10min_disk_utilization

10min_disk_utilization

OS: Linux, FreeBSD

This alert presents the average percentage of time the disk was busy over the last 10 minutes.
If you receive this it indicates high disk load and that the disk spent most of the time servicing read or write requests.

This alert is triggered in a warning state when the metric exceeds 98%.

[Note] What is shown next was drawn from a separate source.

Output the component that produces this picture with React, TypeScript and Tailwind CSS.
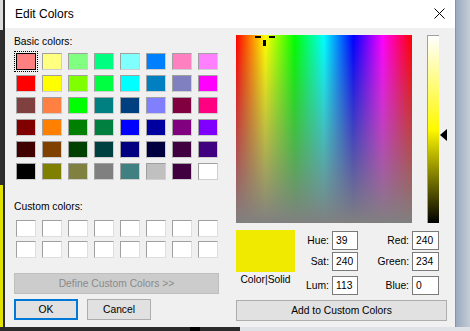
import React from 'react';

const basic = [
  ['#ff8080', '#ffff80', '#80ff80', '#00ff80', '#80ffff', '#0080ff', '#ff80c0', '#ff80ff'],
  ['#ff0000', '#ffff00', '#80ff00', '#00ff40', '#00ffff', '#0080c0', '#8080c0', '#ff00ff'],
  ['#804040', '#ff8040', '#00ff00', '#008080', '#004080', '#8080ff', '#800040', '#ff0080'],
  ['#800000', '#ff8000', '#008000', '#008040', '#0000ff', '#0000a0', '#800080', '#8000ff'],
  ['#400000', '#804000', '#004000', '#004040', '#000080', '#000040', '#400040', '#400080'],
  ['#000000', '#808000', '#808040', '#808080', '#408080', '#c0c0c0', '#400040', '#ffffff'],
];

function Field({ label, value, w, lw }: { label: string; value: string; w: string; lw: string }) {
  return (
    <div className="flex items-center h-[19px]">
      <span className={`${lw} text-right pr-[3px]`}>{label}</span>
      <div className={`${w} h-[19px] bg-white border border-[#7a7a7a] pl-[3px] leading-[17px]`}>{value}</div>
    </div>
  );
}

export default function App() {
  return (
    <div className="w-[470px] h-[331px] overflow-hidden flex flex-col bg-[#2b2b2b] text-black text-[10.3px] font-['Liberation_Sans',Arial,sans-serif]">
      <div className="flex h-[327px]">
        {/* background window on the left */}
        <div className="w-[5px] flex">
          <div className="w-[3px] flex flex-col">
            <div className="h-[30px] bg-[#dcdcdc]" />
            <div className="h-[155px] bg-[#2e2e2e]" />
            <div className="flex-1 bg-[#e2e200]" />
          </div>
          <div className="w-[2px] bg-[#2a2a2a]" />
        </div>

        {/* dialog */}
        <div className="w-[451px] flex flex-col border-r border-[#5e9ed6]">
          <div className="h-[28px] bg-white flex items-center justify-between pl-[10px] pr-[10px]">
            <span className="text-[12px] leading-none">Edit Colors</span>
            <svg width="11" height="11" viewBox="0 0 11 11" className="mt-[-2px]">
              <path d="M0.5 0.5 L10.5 10.5 M10.5 0.5 L0.5 10.5" stroke="#000" strokeWidth="1" />
            </svg>
          </div>

          <div className="flex-1 bg-[#f0f0f0] flex">
            {/* left column */}
            <div className="w-[225px] pl-[9px] pt-[8px] flex flex-col">
              <div className="leading-[12px] h-[12px]">Basic colors:</div>
              <div className="mt-[5px] ml-[2px] grid grid-cols-8 gap-x-[6px] gap-y-[5px] w-[202px]">
                {basic.flat().map((c, i) => (
                  <div
                    key={i}
                    className={
                      i === 0
                        ? 'w-[20px] h-[17px] border border-black outline-1 outline-dotted outline-black outline-offset-[1px]'
                        : 'w-[20px] h-[17px] border border-t-[#a0a0a0] border-l-[#a0a0a0] border-b-[#cfcfcf] border-r-[#cfcfcf]'
                    }
                    style={{ backgroundColor: c }}
                  />
                ))}
              </div>
              <div className="mt-[21px] leading-[12px] h-[12px]">Custom colors:</div>
              <div className="mt-[7px] ml-[2px] grid grid-cols-8 gap-x-[6px] gap-y-[4px] w-[202px]">
                {Array.from({ length: 16 }).map((_, i) => (
                  <div key={i} className="w-[20px] h-[17px] bg-white border border-t-[#a0a0a0] border-l-[#a0a0a0] border-b-[#dedede] border-r-[#dedede]" />
                ))}
              </div>
              <div className="mt-[15px] w-[205px] h-[21px] bg-[#cccccc] border border-[#bfbfbf] flex items-center justify-center text-[#8a8a8a]">
                Define Custom Colors &gt;&gt;
              </div>
              <div className="mt-[5px] flex gap-[9px]">
                <div className="w-[64px] h-[21px] bg-[#e1e1e1] border-2 border-[#0078d7] flex items-center justify-center">OK</div>
                <div className="w-[64px] h-[21px] bg-[#e1e1e1] border border-[#adadad] flex items-center justify-center">Cancel</div>
              </div>
            </div>

            {/* right column */}
            <div className="flex-1 pl-[6px] pt-[7px] flex flex-col">
              <div className="flex h-[188px]">
                <div className="relative w-[176px] h-[188px] bg-[linear-gradient(to_right,#ff0000,#ffff00,#00ff00,#00ffff,#0000ff,#ff00ff,#ff0000)]">
                  <div className="w-full h-full bg-[linear-gradient(to_bottom,rgba(128,128,128,0),#808080)]" />
                  <div className="absolute left-[19px] top-[1px] w-[6px] h-[2px] bg-black" />
                  <div className="absolute left-[33px] top-[1px] w-[6px] h-[2px] bg-black" />
                  <div className="absolute left-[27px] top-[5px] w-[3px] h-[6px] bg-black" />
                </div>
                <div className="ml-[15px] w-[12px] h-[188px] border-t border-l border-[#a0a0a0] bg-[linear-gradient(to_bottom,#ffffff,#fff900_50%,#000000)]" />
                <svg width="7" height="12" viewBox="0 0 7 12" className="ml-[1px] mt-[94px]">
                  <path d="M7 0 L0 6 L7 12 Z" fill="#000" />
                </svg>
              </div>

              <div className="mt-[7px] flex">
                <div className="w-[59px] flex flex-col items-center">
                  <div className="w-[59px] h-[42px] bg-[#f0ea00]" />
                  <div className="mt-[2px] leading-[12px]">Color|Solid</div>
                </div>
                <div className="flex flex-col pt-[1px]">
                  <Field label="Hue:" value="39" w="w-[26px]" lw="w-[37px]" />
                  <div className="mt-[2px]"><Field label="Sat:" value="240" w="w-[26px]" lw="w-[37px]" /></div>
                  <div className="mt-[5px]"><Field label="Lum:" value="113" w="w-[26px]" lw="w-[37px]" /></div>
                </div>
                <div className="flex flex-col pt-[1px]">
                  <Field label="Red:" value="240" w="w-[27px]" lw="w-[54px]" />
                  <div className="mt-[2px]"><Field label="Green:" value="234" w="w-[27px]" lw="w-[54px]" /></div>
                  <div className="mt-[5px]"><Field label="Blue:" value="0" w="w-[27px]" lw="w-[54px]" /></div>
                </div>
              </div>

              <div className="mt-[5px] w-[211px] h-[21px] bg-[#e1e1e1] border border-[#adadad] flex items-center justify-center">
                Add to Custom Colors
              </div>
            </div>
          </div>
        </div>

        {/* background on the right */}
        <div className="flex-1 bg-[linear-gradient(to_right,#9aaac0,#c5ccd6)]" />
      </div>
      <div className="flex h-[4px]">
        <div className="w-[190px] bg-[#2b2b2b]" />
        <div className="w-[10px] bg-black" />
        <div className="w-[40px] bg-[#2b2b2b]" />
        <div className="flex-1 bg-[#dfe2e6]" />
      </div>
    </div>
  );
}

This metric is the same as the %util column on the command iostat -x:

%util is the percentage of the time the drive was doing at least one thing.
Device saturation occurs when this value is close to 100% for devices serving requests serially.
But for devices serving requests in parallel, such as RAID arrays and modern SSDs, this number
does not reflect their performance limits.
As a measure of general IO busyness %util is fairly handy, but as an indication of how much the
system is doing compared to what it can do, it’s terrible.1

References and Sources
  1. Two traps in iostat: %util and svctm

Troubleshooting Section

Check per-process disk usage to find the top consumers

Note: If you got this alert for a device serving requests in parallel, you can ignore it.

Use "iotop" on Linux

iotop is a useful tool, similar to top, used to monitor Disk I/O usage, if you don’t have it,
then install it

root@netdata~ # sudo iotop

Using this, you can see which processes are the main Disk I/O consumers on the IO column.

Use "top" on FreeBSD

You can use top:

root@netdata~ # top -m io -o total

The -m io sets top to display I/O statistics, and the -o total indicates the results will be
ordered according to the field “Total”.